The administration has argued that the more generous unemployment-insurance program could not have had much impact on the unemployment rate because the recession is so severe that jobs are unavailable for many people. This perspective is odd on its face because, even at the worst of the downturn, the U.S. labor market featured a tremendous amount of turnover in the form of large numbers of persons hired and separated every month.

For example, the Bureau of Labor Statistics reports that, near the worst of the recession in March 2009, 3.9 million people were hired and 4.7 million were separated from jobs. This net loss of 800,000 jobs in one month indicates a very weak economy -- but nevertheless one in which 3.9 million people were hired. A program that reduced incentives for people to search for and accept jobs could surely matter a lot here.

While the American labor force struggles with nearly 10 percent unemployment, Germany's most recent figure of 7.6 percent unemployment signals more good news for the largest economy in Europe:

The German unemployment rate was stable in August at 7.6 percent of the workforce, official figures showed on Tuesday as the number of people seeking work edged slightly lower to 3.188 million people.

"The clear rebound of the German economy continues to translate positively onto the jobs market," a labour agency statement said.

As Fred Barnes noted last night on Special Report, Germany has become model for what's working to stave off a labor market crisis. The economy is seeing some of the best growth numbers in two decades, supported largely by increased exports. But it's been the German labor policy of Kurzarbeit that's getting the most credit for the drop in unemployment.

It is better to have something than nothing at all. Validating this view, Germany's short-term working allowance scheme called Kurzarbeit successfully supported the labor market during tough times. Work sharing schemes exist in several economies, but the German one has been touted the most successful.

Under Kurzarbeit, the German government compensates as much as 67% of the foregone net wages of an employee, if the employer needs to cut wage cost and working times amid economic slowdown. When an employee is covered under this scheme, his/her social contributions such as pensions, health care, longtime care, jobless benefits are fully met by the Federal Employment Agency.

Further, if there is no work for an employee, he/she has to undergo training and skill development, costs of which are borne by the agency. Such training and development could come in handy at times of booming business. Temporary workers are also eligible for the scheme.

This sort of employment policy serves as an alternative to cutting jobs. The advantage to employers is that they can retain their trained staff during periods of economic slowdown as the government meets the salary cost. Employers can also avoid the cost of rehiring once the economic situation improves.  

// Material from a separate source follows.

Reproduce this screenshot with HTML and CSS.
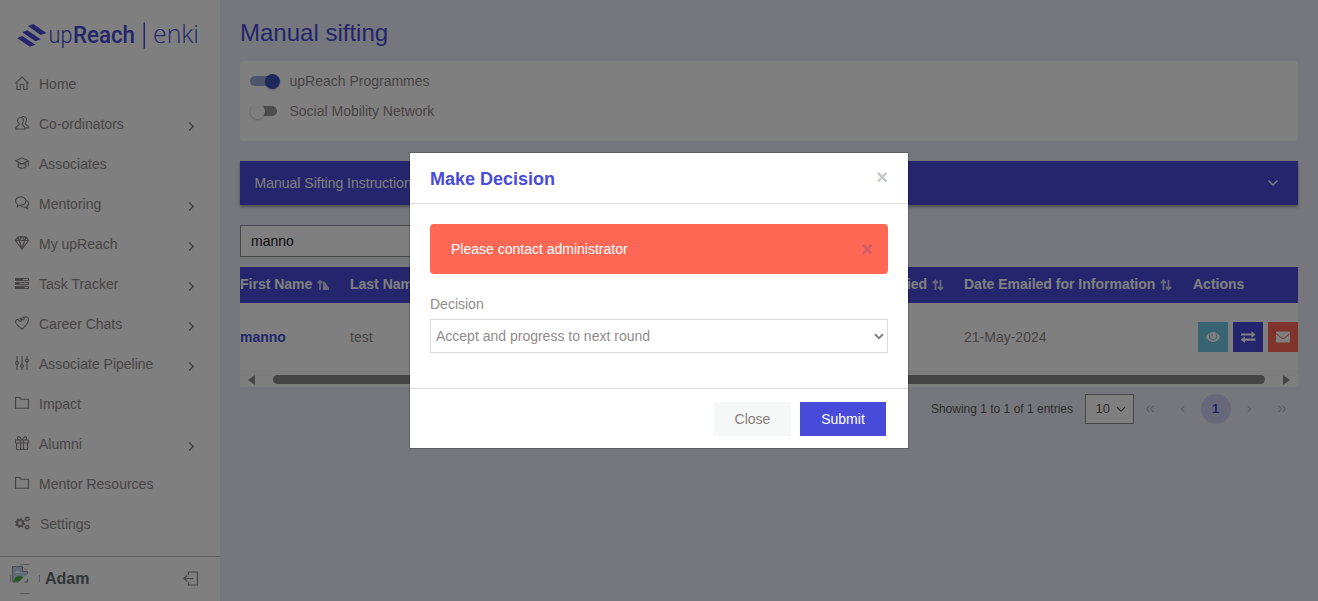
FILE: index.html
```html
<!DOCTYPE html>
<html lang="en">
<head>
<meta charset="utf-8">
<title>Manual sifting</title>
<link rel="stylesheet" href="styles.css">
</head>
<body>
<div class="app">
  <aside class="sidebar">
    <svg class="logo" width="220" height="64" viewBox="0 0 220 64">
      <g fill="#484bd9">
        <path d="M28 26L33.300 24L46.300 33L40.700 35Z"/>
        <path d="M22.300 32.300L27.300 30.300L40.700 39.300L35.300 41.300Z"/>
        <path d="M17 38L22.300 36L35.300 44.700L30 46.700Z"/>
        <rect x="143.500" y="22.500" width="1.500" height="26"/>
        <text class="logo-light" x="48.500" y="42.500" textLength="24" lengthAdjust="spacingAndGlyphs">up</text>
        <text class="logo-bold" x="73" y="42.500" textLength="62" lengthAdjust="spacingAndGlyphs">Reach</text>
        <text class="logo-enki" x="153" y="43" textLength="46" lengthAdjust="spacingAndGlyphs">enki</text>
      </g>
    </svg>
    <nav class="menu">
      <a class="item"><svg class="ico" viewBox="0 0 14 14"><path d="M.5 7.500L7 .800L13.500 7.500M2 6v7.500h3.300V8.500h3.400v5H12V6"/></svg><span>Home</span></a>
      <a class="item"><svg class="ico" viewBox="0 0 14 14"><path d="M5.500 1.500C3.700 1.500 2.300 3 2.600 5c.3 1.600 1.600 2.300 1.600 3.200C4.200 9.700.8 10 .6 13h9.800C10.200 10 7 9.700 7 8.200c0-.9 1.300-1.600 1.500-3.200.3-2-1.200-3.500-3-3.500zM6.500.8c3.500-1 5.500 1.200 5 3.700-.3 1.500-1.300 2-1.300 3 0 1.700 3.300 1.200 3.300 4.300h-2.500"/></svg><span>Co-ordinators</span><i class="chev"></i></a>
      <a class="item"><svg class="ico" viewBox="0 0 14 14"><path d="M7 1.800L.7 4.800 7 7.900l6.300-3.100zM3.200 6.200v4.500c2.500 2 5.100 2 7.600 0V6.200M13.300 5v5.500M3.200 8.500C5 7.500 9 7.500 10.800 8.500"/></svg><span>Associates</span></a>
      <a class="item"><svg class="ico" viewBox="0 0 14 14"><path d="M5.500.8C2.700.8.5 2.500.5 5c0 1.600.8 2.800 2.200 3.600L2.300 11l2.200-1.700c3.600.4 6.400-1.500 6.400-4.300C10.900 2.500 8.400.8 5.500.8zM11.500 4.500c3 1.500 2.500 4.800.4 6.100l.6 2-2.300-1.400c-2.200.3-3.700-.3-4.700-1.700"/></svg><span>Mentoring</span><i class="chev"></i></a>
      <a class="item"><svg class="ico" viewBox="0 0 14 14"><path d="M3 .8h8l2.500 3.700L7 13.300.5 4.500zM.5 4.500h13M3 .8l1.300 3.700L7 13l2.700-8.500L11 .8M4.300 4.500L7 .8l2.700 3.700"/></svg><span>My upReach</span><i class="chev"></i></a>
      <a class="item"><svg class="ico solid" viewBox="0 0 14 14"><path fill-rule="evenodd" d="M0 2h14v3H0zM8 3v1h5V3zM0 6h14v3H0zM4.500 7v1H13V7zM0 10h14v3H0zM9.500 11v1H13v-1z"/></svg><span>Task Tracker</span><i class="chev"></i></a>
      <a class="item"><svg class="ico" viewBox="0 0 14 14"><path d="M7 13.400L1.200 7.600C-.3 5.800.8 3 3.200 3.400l1.500 1.800c1.400.4 2-.6 1.400-1.700L4.500 2.400M5.600 1.600l2.300 2.200c1.200.4 1.700-.6 1.300-1.600L7.500.8M9.300 1.200c2-.9 4.200.2 4.200 2.500C13.500 6.600 10 10.500 7 13.400"/></svg><span>Career Chats</span><i class="chev"></i></a>
      <a class="item"><svg class="ico" viewBox="0 0 14 14"><path d="M2 0v5.500M2 8.500V14M7 0v8.500M7 11.500V14M12 0v3M12 6v8"/><circle cx="2" cy="7" r="1.400"/><circle cx="7" cy="10" r="1.400"/><circle cx="12" cy="4.500" r="1.400"/></svg><span>Associate Pipeline</span><i class="chev"></i></a>
      <a class="item"><svg class="ico" viewBox="0 0 14 14"><path d="M.5 1.500h4.300l1 1.700h7.700v9H.5z"/></svg><span>Impact</span></a>
      <a class="item"><svg class="ico" viewBox="0 0 14 14"><path d="M.5 4h13v3H.5zM1.500 7v6.500h11V7M5.500 4v9.500M8.500 4v9.500M7 4C5 .2 2.500-.2 2.500 2c0 1 .8 2 2 2M7 4c2-3.800 4.500-4.200 4.500-2 0 1-.8 2-2 2"/></svg><span>Alumni</span><i class="chev"></i></a>
      <a class="item"><svg class="ico" viewBox="0 0 14 14"><path d="M.5 1.500h4.300l1 1.700h7.700v9H.5z"/></svg><span>Mentor Resources</span></a>
      <a class="item"><svg class="ico gears" viewBox="0 0 15 14"><circle cx="5" cy="7" r="3" stroke-width="2.200"/><circle cx="5" cy="7" r="4.400" stroke-width="1.300" stroke-dasharray="1.700 1.755"/><circle cx="12.200" cy="3" r="1.600" stroke-width="1.400"/><circle cx="12.200" cy="3" r="2.300" stroke-width=".8" stroke-dasharray="1.100 .706"/><circle cx="12.200" cy="11.200" r="1.600" stroke-width="1.400"/><circle cx="12.200" cy="11.200" r="2.300" stroke-width=".8" stroke-dasharray="1.100 .706"/></svg><span>Settings</span></a>
    </nav>
    <div class="user">
      <svg class="avatar" width="30" height="30" viewBox="0 0 30 30">
        <path d="M10 .5h9.500M10 29.500h9.500M.5 11v7M29.500 11v7" fill="none" stroke="#a5a5a5" stroke-width=".8"/>
        <path d="M2.500 2.500h10l5 5v10.500h-15z" fill="#c5d7f5" stroke="#999"/>
        <path d="M12.500 2.500v5h5" fill="#fff" stroke="#999"/>
        <path d="M5 8.500q1.500-2.500 3.500-1 2-.5 2 1.500H5z" fill="#fff"/>
        <path d="M3 17.500q3-6 7-6l3 2-3 4z" fill="#4caf3c"/>
        <path d="M18.300 9L8 18.700h5.500l4.800-4.700z" fill="#fff"/>
      </svg>
      <b>Adam</b>
      <svg class="logout" width="16" height="16" viewBox="0 0 16 16"><path d="M5.500 4V1h9v13h-9V11M1 7.500h9M4 4.500l-3 3 3 3"/></svg>
    </div>
  </aside>

  <main class="main">
    <h1>Manual sifting</h1>
    <section class="panel">
      <label class="toggle on"><span class="track"><i></i></span>upReach Programmes</label>
      <label class="toggle"><span class="track"><i></i></span>Social Mobility Network</label>
    </section>
    <section class="accordion"><span>Manual Sifting Instructions</span>
      <svg width="12" height="8" viewBox="0 0 12 8"><path d="M1.500 1.500L6 6l4.500-4.500"/></svg>
    </section>
    <div class="search">manno</div>
    <section class="table">
      <div class="row head">
        <span>First Name <svg class="sort" viewBox="0 0 12 12"><path d="M3 11V2M.8 4.200L3 2l2.200 2.200"/><path fill="#d0d1f5" stroke="none" d="M5.800 2.500h1.700L12 9v2H5.800z"/></svg></span>
        <span>Last Name</span>
        <span class="applied">Date Applied <svg class="sort" viewBox="0 0 12 12"><path d="M3.500 11V1.500M1 4l2.500-2.500L6 4M8.500 1v9.500M6 8l2.500 2.500L11 8"/></svg></span>
        <span>Date Emailed for Information <svg class="sort" viewBox="0 0 12 12"><path d="M3.500 11V1.500M1 4l2.500-2.500L6 4M8.500 1v9.500M6 8l2.500 2.500L11 8"/></svg></span>
        <span>Actions</span>
      </div>
      <div class="row data">
        <b>manno</b>
        <span>test</span>
        <span class="applied">21-Oct-2022</span>
        <span>21-May-2024</span>
        <div class="actions">
          <i class="act view"><svg width="16" height="12" viewBox="0 0 16 12"><path fill="#fff" d="M.8 6q3-5 7.200-5t7.200 5q-3 5-7.200 5T.8 6z"/><path fill="none" stroke="#70c6e6" stroke-width=".9" d="M5 2.700Q3.400 5 4.800 7.500M11 2.700Q12.600 5 11.200 7.500Q8 10.500 4.800 7.500M6.300 5.500Q6.400 3.800 8 3.700"/></svg></i>
          <i class="act swap"><svg width="16" height="12" viewBox="0 0 16 12"><path fill="#fff" d="M1 2.600h10.500V.3l4 3.300-4 3.300V4.600H1zM15.500 7.600H5V5.500L.6 8.700 5 12V9.700h10.500z"/></svg></i>
          <i class="act mail"><svg width="16" height="12" viewBox="0 0 16 12"><rect x="1" y=".5" width="14" height="11" rx=".8" fill="#fff"/><path d="M1 2.500q3.500 3 5.500 4.500 1.500 1 3 0 2-1.500 5.500-4.500" fill="none" stroke="#ff6755"/></svg></i>
        </div>
      </div>
      <div class="scroll">
        <i class="arrow left"></i><i class="thumb"></i><i class="arrow right"></i>
      </div>
    </section>
    <div class="pager">
      <span class="count">Showing 1 to 1 of 1 entries</span>
      <span class="size">10 <svg width="10" height="7" viewBox="0 0 10 7"><path d="M1 1.200L5 5.200l4-4"/></svg></span>
      <svg class="nav" viewBox="0 0 12 10"><path d="M5.500 1.800L2.500 5l3 3.200M9.500 1.800L6.500 5l3 3.200"/></svg>
      <svg class="nav" viewBox="0 0 12 10"><path d="M7.500 1.800L4.500 5l3 3.200"/></svg>
      <b class="page">1</b>
      <svg class="nav" viewBox="0 0 12 10"><path d="M4.500 1.800L7.500 5l-3 3.200"/></svg>
      <svg class="nav" viewBox="0 0 12 10"><path d="M2.500 1.800L5.500 5l-3 3.200M6.500 1.800L9.500 5l-3 3.200"/></svg>
    </div>
  </main>
</div>

<div class="backdrop">
  <div class="modal">
    <header class="modal-head"><h2>Make Decision</h2><span class="close">×</span></header>
    <div class="modal-body">
      <div class="alert"><span>Please contact administrator</span><span class="close">×</span></div>
      <label class="field">Decision</label>
      <div class="select">Accept and progress to next round
        <svg width="10" height="7" viewBox="0 0 10 7"><path d="M1 1.200L5 5.200l4-4"/></svg>
      </div>
    </div>
    <footer class="modal-foot"><button class="btn">Close</button><button class="btn primary">Submit</button></footer>
  </div>
</div>
</body>
</html>
```
FILE: styles.css
```css
* { box-sizing: border-box; }
body {
  margin: 0;
  height: 601px;
  overflow: hidden;
  font: 14px/20px "Liberation Sans", Arial, sans-serif;
  color: #918b8c;
  background: #eceef8;
}
h1, h2 { margin: 0; color: #484bd9; }
svg { display: block; fill: none; stroke: none; }

.app { display: flex; height: 601px; }

/* Sidebar */
.sidebar {
  display: flex;
  flex-direction: column;
  width: 220px;
  background: #fff;
}
.logo { flex: none; }
.logo-light { font: 300 23px Roboto, sans-serif; }
.logo-bold { font: 500 23.500px Roboto, sans-serif; }
.logo-enki { font: 300 26px "Open Sans", sans-serif; }
.menu { flex: 1; }
.item {
  display: flex;
  align-items: center;
  height: 40px;
  padding: 0 25px 0 15px;
}
.ico {
  width: 14px;
  height: 14px;
  margin: -2px 10px 0 0;
  stroke: #918b8c;
  stroke-width: 1.150;
  overflow: visible;
}
.ico.solid { fill: #918b8c; stroke: none; }
.ico.gears { width: 15px; }
.chev {
  width: 5px;
  height: 5px;
  margin: 4px 3px 0 auto;
  border: solid #858081;
  border-width: 1px 1px 0 0;
  transform: rotate(45deg) scale(1.300);
}
.user {
  display: flex;
  align-items: center;
  height: 45px;
  padding: 0 21px 0 10px;
  border-top: 1px solid #c3c3c7;
  color: #5f6c72;
  font-size: 16px;
}
.user b { margin-left: 5px; }
.logout { margin-left: auto; stroke: #918b8c; stroke-width: 1.200; }

/* Main content */
.main { flex: 1; padding: 16px 20px 0; }
h1 { font-size: 24px; line-height: 34px; font-weight: 400; }
.panel {
  height: 80px;
  margin-top: 11px;
  padding: 5px 10px;
  border-radius: 3px;
  background: #fff;
}
.toggle { display: flex; align-items: center; height: 30px; }
.track {
  width: 27px;
  height: 10px;
  margin-right: 12.500px;
  border-radius: 5px;
  background: #9c9a9b;
}
.track i {
  display: block;
  width: 15px;
  height: 15px;
  margin: -2px 0 0 0;
  border-radius: 50%;
  background: #fafafa;
  box-shadow: 0 1px 2px rgba(0, 0, 0, .25);
}
.on .track { background: #9fa8da; }
.on .track i { margin-left: 15px; background: #3f51b5; }
.accordion {
  display: flex;
  align-items: center;
  justify-content: space-between;
  height: 44px;
  margin-top: 20px;
  padding: 0 19px 0 14.500px;
  background: #484bd9;
  color: #fff;
  box-shadow: 0 2px 3px rgba(0, 0, 0, .35);
}
.accordion svg { stroke: #fff; stroke-width: 1.400; }
.search {
  width: 300px;
  height: 32px;
  margin-top: 20px;
  padding: 5px 10px;
  border: 1px solid #918b8c;
  background: #fff;
  color: #212121;
}
.table { margin-top: 10px; background: #fff; }
.row {
  display: grid;
  grid-template-columns: 110px 524px 90px 229px 105px;
  align-items: center;
}
.head {
  height: 36px;
  padding-bottom: 2px;
  background: #484bd9;
  color: #fff;
  font-weight: 700;
  white-space: nowrap;
}
.sort {
  display: inline-block;
  width: 12px;
  height: 12px;
  margin-left: 1px;
  vertical-align: -1.500px;
  stroke: #d0d1f5;
  stroke-width: 1.800;
}
.applied { justify-self: end; padding-right: 20px; }
.data .applied { padding-right: 44px; }
.data { height: 68px; }
.data b { color: #484bd9; }
.actions { display: flex; gap: 5px; padding-left: 5px; }
.act {
  display: grid;
  place-items: center;
  flex: none;
  width: 30px;
  height: 30px;
}
.view { background: #70c6e6; }
.swap { background: #484bd9; }
.mail { background: #ff6755; }
.scroll {
  display: flex;
  align-items: center;
  height: 16px;
  padding: 0 8px;
  border-top: 1px solid #f3f3f3;
  background: #fcfcfc;
}
.thumb {
  flex: 1;
  height: 9px;
  margin: 0 18px;
  border-radius: 5px;
  background: #8b8b8b;
}
.arrow { border: 5px solid transparent; }
.left { border-left: 0; border-right: 7px solid #8b8b8b; }
.right { border-right: 0; border-left: 7px solid #8b8b8b; }
.pager {
  display: flex;
  align-items: center;
  justify-content: flex-end;
  height: 30px;
  margin-top: 7px;
  padding-right: 10.500px;
  font-size: 12px;
  color: #5f5b5c;
}
.size {
  display: flex;
  align-items: center;
  justify-content: space-between;
  width: 49px;
  height: 30px;
  margin: 0 10px 0 11.500px;
  padding: 0 7px 0 10px;
  border: 1px solid #918b8c;
  background: #fff;
  font-size: 13px;
}
.size svg { stroke: #5f5b5c; stroke-width: 1.200; }
.nav { width: 12px; height: 10px; margin-right: 21px; stroke: #aaa9b5; }
.nav:last-child { margin-right: 0; }
.page {
  width: 30px;
  height: 30px;
  margin: 0 12px 0 -9px;
  border-radius: 50%;
  background: #cfd0f2;
  color: #484bd9;
  line-height: 30px;
  text-align: center;
}

/* Dialog */
.backdrop {
  position: absolute;
  inset: 0;
  padding-top: 152px;
  background: rgba(0, 0, 0, .5);
}
.modal {
  width: 500px;
  height: 297px;
  margin: 0 auto;
  border: 1px solid rgba(0, 0, 0, .2);
  background: #fff;
  background-clip: padding-box;
}
.modal-head {
  display: flex;
  justify-content: space-between;
  height: 51px;
  padding: 16px 20px 0;
  border-bottom: 1px solid #dfdfe2;
}
h2 { font-size: 18px; line-height: 20px; }
.close { color: #c8c8c8; font-size: 20px; font-weight: 700; line-height: 16px; }
.modal-body { height: 184px; padding: 20px 20px 0; }
.alert {
  display: flex;
  align-items: center;
  justify-content: space-between;
  height: 50px;
  padding: 0 15px 0 21px;
  border-radius: 4px;
  background: #ff6755;
  color: #fff;
}
.alert .close { color: #d45d6b; }
.field { display: block; margin-top: 20px; }
.select {
  display: flex;
  align-items: center;
  justify-content: space-between;
  height: 34px;
  margin-top: 5px;
  padding: 0 3px 0 5px;
  border: 1px solid #d9d9dc;
}
.select svg { stroke: #858081; stroke-width: 2; }
.modal-foot {
  display: flex;
  justify-content: flex-end;
  gap: 9px;
  height: 60px;
  padding: 13px 22px 0;
  border-top: 1px solid #dcdce6;
}
.btn {
  width: 77px;
  height: 34px;
  padding: 0;
  border: 0;
  background: #f5f8f7;
  color: #858081;
  font: inherit;
}
.primary { width: 86px; background: #484bd9; color: #fff; }
```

It's far from perfect policy in the long run. Germany can't subsidize too many jobs for too long. Job subsidies can inflate the opportunity costs of retraining for work in a different industry, and behaviors will change, causing the market to adjust to less than optimal productivity levels.

But in the short run, the policy seems to have worked for Germany. It makes more sense for the government to spend money on workers that are working less than to spend it on workers that are not working at all. The concurrent growth of the economy means Germany may not have to borrow as much future wealth to cover the resulting budget deficit. That deficit has been lessened now that the government has hedged on the Keynesian spending policies President Obama impressed upon Europe in favor of reducing spending by over $95 billion.